We can use it find winning stocks as well. I have said before that I am appalled by how few officers and executives of U.S. corporations own a significant amount of share in the companies they run. A quick screen of U.S. stocks shows that just about 10% of all publicly traded companies have greater than 10% insider ownership. The people running the show have little to no skin in the game. If they make mistakes and the stock craters, they don't feel your pain, nor do they have to give back the bonus they got last year. I would rather invest alongside people who have the same goals as I have, and benefit or suffer from price moves in the stock in the same way their shareholders do.
I ran a screen today looking for stocks that are sufficiently cheap and have a high level of insider ownership. Some of my favorite stocks were on the list, including BRT Realty Trust (BRT). This REIT has been transforming itself from a real estate lender to an owner of multifamily real estate. So far, it has accumulated a portfolio of 26 multi-family properties with an aggregate of 7,610 units. I suspect the fact that the officers and directors owning about 24% of the shares keeps them more focused on the transformation process. The stock is trading at about 75% of book value, so you can get your money in alongside management at a discount.
Two energy-related stocks that I have mentioned recently also have high levels of insider ownership. Gulf Island Fabrication (GIFI) builds platforms for the offshore oil and gas industry and, like so many oil and oil-services stocks, the shares have been dropping and are down about 25% so far this year. Officers and directors own out 10% of the company, and they will be more committed to managing though the downturn than non-owner management, in my view. The stock is getting close to too cheap not to own at 89% of book value.
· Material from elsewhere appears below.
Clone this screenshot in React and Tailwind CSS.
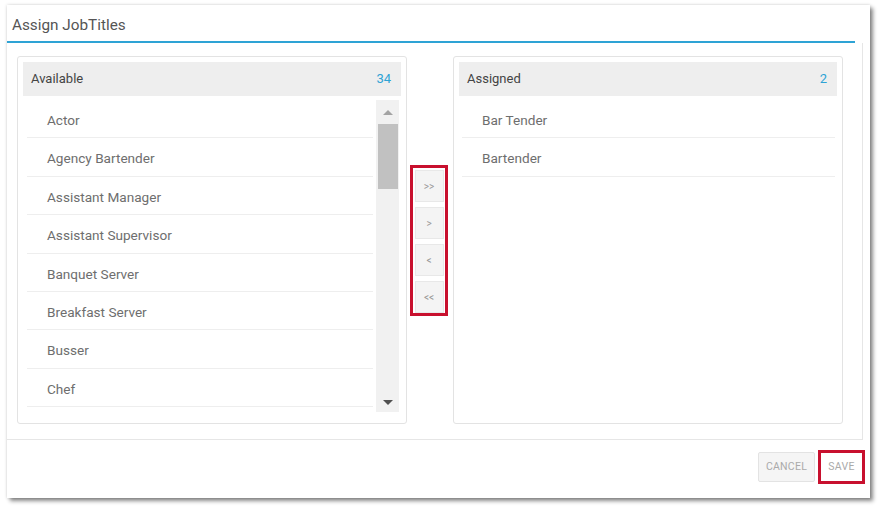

Gulfmark Offshore (GLF) provides transportation services to the industry and has fallen to 70% of book value. Insiders won 11% of the company and have a vested interest in surviving until they thrive during the current downturn. If the oil slide continues, I will be a buyer of GIFI and GLF at these bargains levels.
I take insider ownership and trading very seriously, and I'm a big fan of buying shares of companies where management has skin in the game when they are trading at bargain levels.